Deixo registrado uma percepção. Pegando as quatro etapas alquímicas é possível ver que as duas primeiras correspondem ao Despertar da alma. A terceira é o momento da Transformação. A quarta é a Transmutação.

E finalizo agora com um último trecho que descreve em síntese sua história e a de todos os seres humanos:
Ela (Ísis) personifica o princípio feminino que possibilita a regressão e depois a transformação.[...] Ela é um tipo de experiência calcada no sentimento cuja função é curar a dissociação psíquica, uma vez que ela traz à luz uma personalidade interior mais elevada.

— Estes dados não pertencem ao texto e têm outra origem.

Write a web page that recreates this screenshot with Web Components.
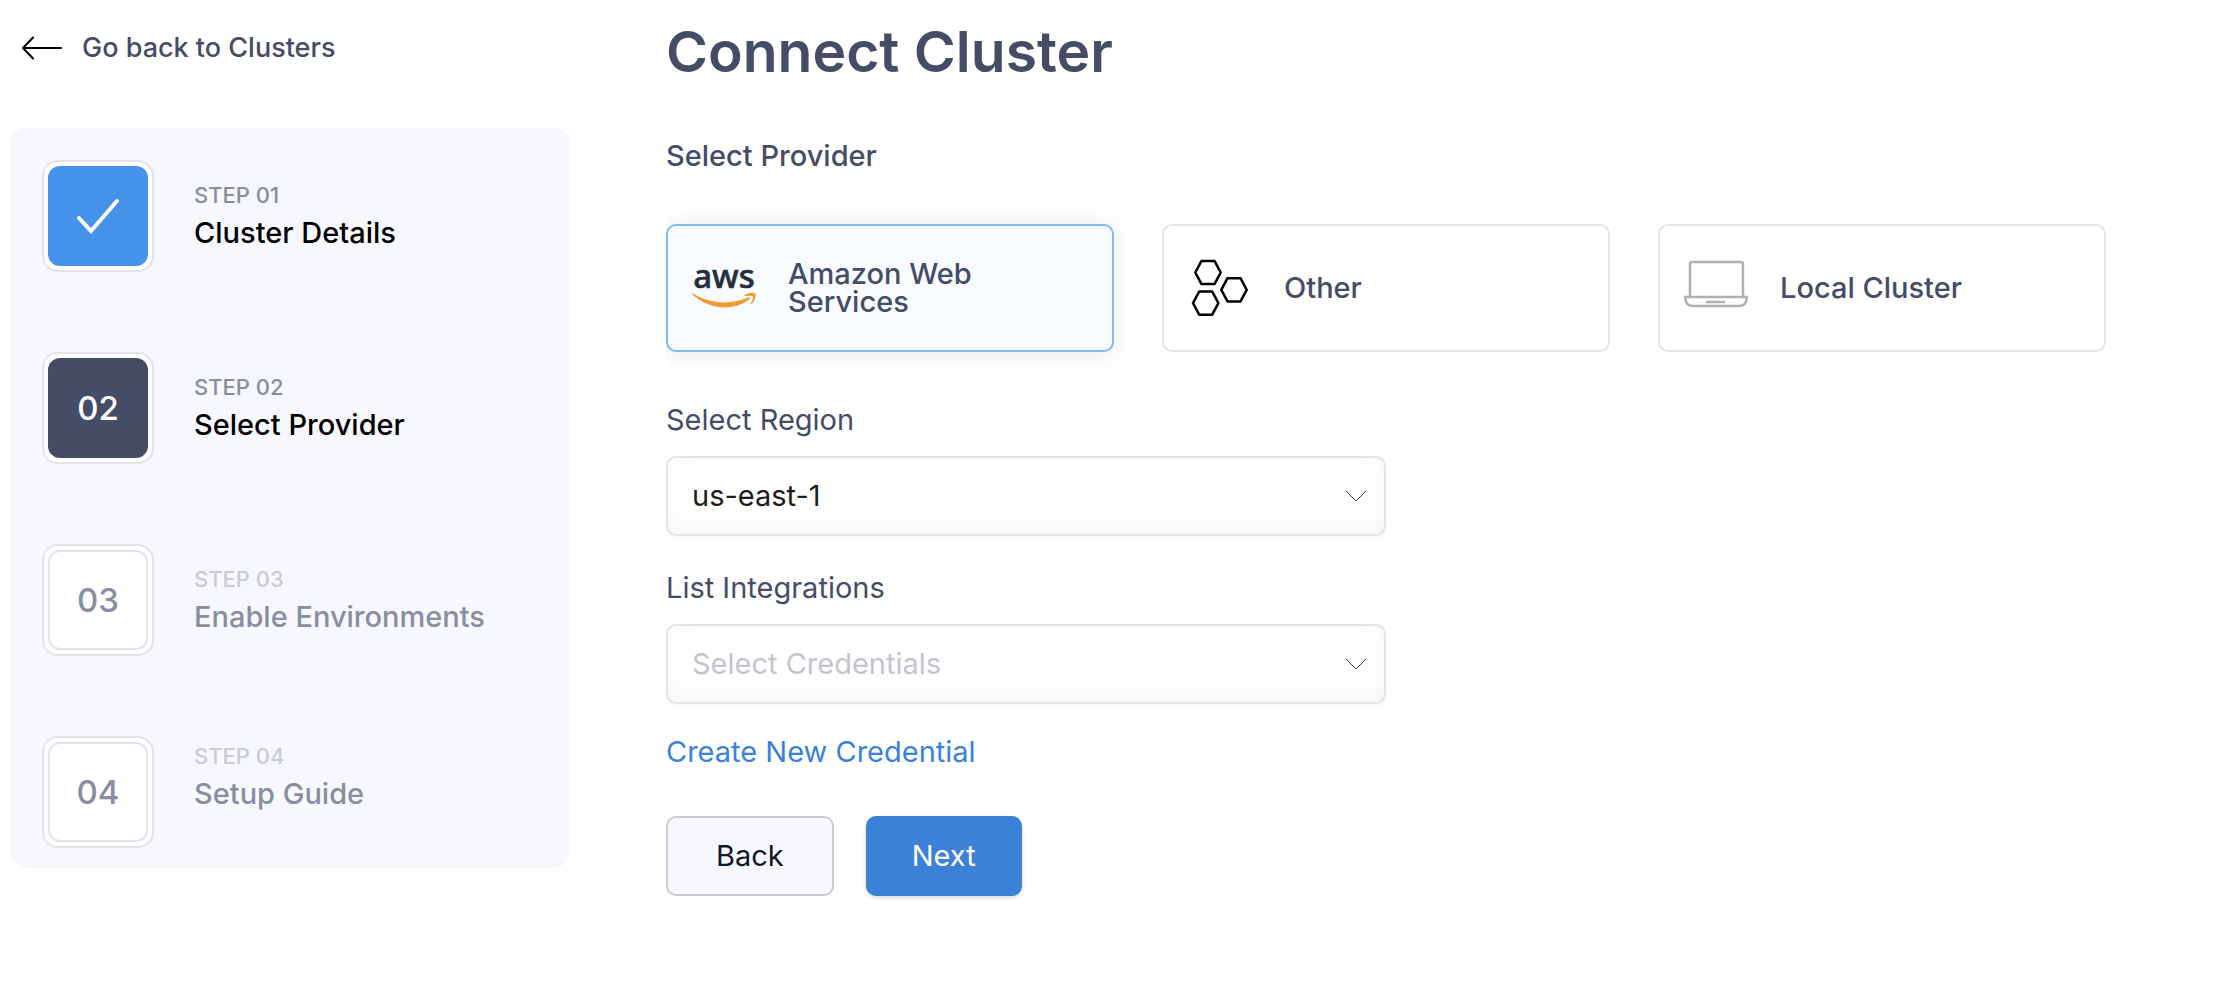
<!DOCTYPE html>
<html lang="en">
<head>
<meta charset="utf-8">
<meta name="viewport" content="width=device-width, initial-scale=1">
<title>Connect Cluster</title>
<style>
  body {
    margin: 0;
    background: #fff;
    color: #454c66;
    font-family: Inter, "Open Sans", sans-serif;
    font-size: 29px;
    line-height: 40px;
  }
</style>
</head>
<body>
<connect-cluster-page>
  <back-link slot="aside" href="#clusters">Go back to Clusters</back-link>
  <step-list slot="aside">
    <step-item state="done" number="01">Cluster Details</step-item>
    <step-item state="current" number="02">Select Provider</step-item>
    <step-item number="03">Enable Environments</step-item>
    <step-item number="04">Setup Guide</step-item>
  </step-list>

  <provider-picker>
    <provider-card selected>
      <svg slot="icon" width="64" height="64" viewBox="0 0 64 64" overflow="visible" aria-hidden="true">
        <text x="32" y="32" text-anchor="middle" font-family="Noto Sans, Open Sans, sans-serif" font-size="33" fill="#252f3e" stroke="#252f3e" stroke-width=".6">aws</text>
        <path d="M1 37.500C10 43 21 46.500 32 46.500c8 0 17-2 24.500-5.200 1.200-.5 2.200.8 1 1.700C51 48.800 41 51.500 33 51.500 21 51.500 9.500 46.500.5 38.800c-.7-.7-.2-1.600.5-1.300z" fill="#f29b34"/>
        <path d="M61 40.500c-1-1.200-6-.6-8.300-.3-.7.1-.8-.5-.2-1C56.800 36 62.900 36.400 63.500 37.300c.7 1-.2 7.500-3.800 10.500-.6.500-1.100.2-.9-.4.900-2 2.700-5.700 2.200-6.900z" fill="#f29b34"/>
      </svg>
      Amazon Web Services
    </provider-card>
    <provider-card>
      <svg slot="icon" width="64" height="64" viewBox="0 0 64 64" fill="none" stroke="#000" stroke-width="2.500" stroke-linejoin="round" aria-hidden="true">
        <path d="M13.500 4.900h13l6.200 11.600-6.200 11.600h-13L7.300 16.500z"/>
        <path d="M39.500 22.200h13l6.200 11.600-6.200 11.600h-13l-6.200-11.600z"/>
        <path d="M11.200 35.500h13l6.200 11.600-6.200 11.600h-13L5 47.100z"/>
      </svg>
      Other
    </provider-card>
    <provider-card>
      <svg slot="icon" width="64" height="64" viewBox="0 0 64 64" fill="none" stroke="#b0b0b0" stroke-width="2.500" aria-hidden="true">
        <path d="M6 40V8q0-2 2-2h49q2 0 2 2v32"/>
        <path d="M1.200 41h61.600q0 9-8 9H9.200q-8 0-8-9z"/>
        <path d="M22 46h19"/>
      </svg>
      Local Cluster
    </provider-card>
  </provider-picker>

  <select-field label="Select Region" value="us-east-1"></select-field>
  <select-field label="List Integrations" placeholder="Select Credentials"></select-field>
  <text-link href="#new-credential">Create New Credential</text-link>
  <form-actions>
    <action-button>Back</action-button>
    <action-button variant="primary">Next</action-button>
  </form-actions>
</connect-cluster-page>

<script>
function define(name, html, setup) {
  const template = document.createElement('template');
  template.innerHTML = html;
  customElements.define(name, class extends HTMLElement {
    connectedCallback() {
      if (this.shadowRoot) return;
      const root = this.attachShadow({ mode: 'open' });
      root.append(template.content.cloneNode(true));
      if (setup) setup(this, root);
    }
  });
}

define('connect-cluster-page', `
  <style>
    :host { display: grid; grid-template-columns: 7fr 18fr; gap: 96px; align-items: start; padding: 24px 132px 24px 10px; }
    aside { display: flex; flex-direction: column; gap: 56px; }
    main { display: flex; flex-direction: column; }
    h1 { margin: 0; font-size: 57px; font-weight: 600; line-height: 56px; }
    h2 { margin: 56px 0 48px; font-size: 29px; font-weight: 500; line-height: 40px; }
  </style>
  <aside><slot name="aside"></slot></aside>
  <main>
    <h1>Connect Cluster</h1>
    <h2>Select Provider</h2>
    <slot></slot>
  </main>`);

define('back-link', `
  <style>
    :host { display: flex; padding-left: 12px; }
    a { display: flex; align-items: center; gap: 20px; color: inherit; font-size: 27px; font-weight: 500; line-height: 48px; text-decoration: none; }
  </style>
  <a><svg width="40" height="24" viewBox="0 0 40 24" fill="none" stroke="#000" stroke-width="2" stroke-linecap="round" stroke-linejoin="round" aria-hidden="true"><path d="M39 12H1M11 1.500L1 12l10 10.500"/></svg><slot></slot></a>`,
  (host, root) => { root.querySelector('a').href = host.getAttribute('href'); });

define('step-list', `
  <style>
    :host { display: block; padding: 32px 32px 20px; border-radius: 16px; background: #f7f8fe; }
    nav { display: flex; flex-direction: column; gap: 80px; }
    ::slotted(:last-child) { --text-lift: 36px; }
  </style>
  <nav aria-label="Steps"><slot></slot></nav>`);

define('step-item', `
  <style>
    :host { display: flex; align-items: center; gap: 40px; --number: #888da0; --caption: #c9cad8; --title: #888da0; --fill: #fff; --edge: #e3e3ea; }
    :host([state]) { --number: #fff; --caption: #888da0; --title: #000; }
    :host([state="done"]) { --fill: #4592eb; --edge: #4592eb; }
    :host([state="current"]) { --fill: #454c66; --edge: #454c66; }
    .box { box-sizing: border-box; flex: none; width: 112px; height: 112px; padding: 4px; border: 2px solid #e3e3ea; border-radius: 16px; background: #fff; }
    .fill { box-sizing: border-box; display: grid; place-items: center; height: 100px; border: 2px solid var(--edge); border-radius: 12px; background: var(--fill); color: var(--number); font-size: 33px; font-weight: 500; }
    .text { padding-bottom: var(--text-lift, 6px); font-weight: 500; }
    .caption { color: var(--caption); font-size: 22px; line-height: 40px; }
    .title { color: var(--title); line-height: 36px; }
  </style>
  <div class="box"><div class="fill"></div></div>
  <div class="text"><div class="caption"></div><div class="title"><slot></slot></div></div>`,
  (host, root) => {
    const number = host.getAttribute('number');
    root.querySelector('.caption').textContent = 'STEP ' + number;
    const fill = root.querySelector('.fill');
    if (host.getAttribute('state') === 'done') {
      fill.innerHTML = '<svg width="42" height="36" viewBox="0 0 42 36" fill="none" stroke="#fff" stroke-width="4" stroke-linecap="round" role="img" aria-label="Done"><path d="M2 20l12 13L40 3"/></svg>';
    } else {
      fill.textContent = number;
    }
  });

define('provider-picker', `
  <style>
    :host { display: grid; grid-template-columns: repeat(3, 1fr); gap: 48px; margin-bottom: 48px; clip-path: inset(-40px -40px -40px 0); }
  </style>
  <slot></slot>`);

define('provider-card', `
  <style>
    :host { display: block; }
    button { box-sizing: border-box; display: flex; align-items: center; gap: 32px; width: 100%; height: 128px; padding: 0 24px; border: 2px solid #e3e3ea; border-radius: 10px; background: #fff; color: inherit; font: inherit; font-weight: 500; line-height: 28px; text-align: left; }
    :host([selected]) button { border-color: #80b9f4; background: #f8fcff; box-shadow: 0 2px 24px rgba(0, 0, 0, .1); }
    .label { max-width: 240px; }
    .icon { flex: none; width: 64px; height: 64px; }
  </style>
  <button type="button"><span class="icon"><slot name="icon"></slot></span><span class="label"><slot></slot></span></button>`,
  (host, root) => { root.querySelector('button').setAttribute('aria-pressed', host.hasAttribute('selected')); });

define('select-field', `
  <style>
    :host { display: block; margin-bottom: 32px; }
    label { display: block; margin-bottom: 16px; line-height: 40px; }
    .control { display: grid; width: 50%; align-items: center; }
    select, svg { grid-area: 1 / 1; }
    select { appearance: none; box-sizing: border-box; width: 100%; height: 80px; margin: 0; padding: 0 56px 0 24px; border: 2px solid #e3e3ea; border-radius: 10px; background: #fff; box-shadow: 0 2px 4px rgba(0, 0, 0, .03), inset 0 -6px 20px rgba(0, 0, 0, .04); color: #1c1c1c; font: inherit; }
    select.empty { color: #c3c5ce; }
    svg { justify-self: end; margin-right: 19px; pointer-events: none; }
  </style>
  <label for="field"></label>
  <div class="control">
    <select id="field"><option></option></select>
    <svg width="22" height="12" viewBox="0 0 22 12" fill="none" stroke="#444" aria-hidden="true"><path d="M1 1l10 10L21 1"/></svg>
  </div>`,
  (host, root) => {
    root.querySelector('label').textContent = host.getAttribute('label');
    root.querySelector('option').textContent = host.getAttribute('value') || host.getAttribute('placeholder');
    root.querySelector('select').classList.toggle('empty', !host.hasAttribute('value'));
  });

define('text-link', `
  <style>
    :host { display: block; margin: -4px 0 44px; }
    a { color: #3b81d8; text-decoration: none; }
  </style>
  <a><slot></slot></a>`,
  (host, root) => { root.querySelector('a').href = host.getAttribute('href'); });

define('form-actions', `
  <style>:host { display: flex; gap: 32px; }</style>
  <slot></slot>`);

define('action-button', `
  <style>
    :host { display: block; }
    button { box-sizing: border-box; height: 80px; padding: 0 48px; border: 2px solid #c9cad8; border-radius: 10px; background: #f7f8fe; color: #11162b; font: inherit; }
    :host([variant="primary"]) button { padding: 0 46px; border: 0; background: #3b81d8; color: #fff; box-shadow: 0 2px 4px rgba(0, 0, 0, .15); }
  </style>
  <button type="button"><slot></slot></button>`);
</script>
</body>
</html>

A iniciação na doutrina destes mistérios permitiu a Lúcio vivenciar o Mito de Ísis e Osíris, dando-lhe o sentimento subjetivo daquilo que seja seu destino, o que numa escala bem menor, se assemelha ao desses seres míticos. 
Ele pode apreciar o sentido mais profundo daquilo que lhe aconteceu além de perceber que havia um plano religioso ou um desígnio divino por trás da superfície das coisas. Se o indivíduo é capaz de enxergar seu sofrimento e suas complicações de forma mais ampliada, se toma conhecimento de sua origem e de suas razões mais profundas, isso tem um efeito curativo e deixa a sensação de que, no final das contas, todo o processo, a despeito de toda a dor, é algo impregnado de significação, devendo, portanto, ser aceito e transformado.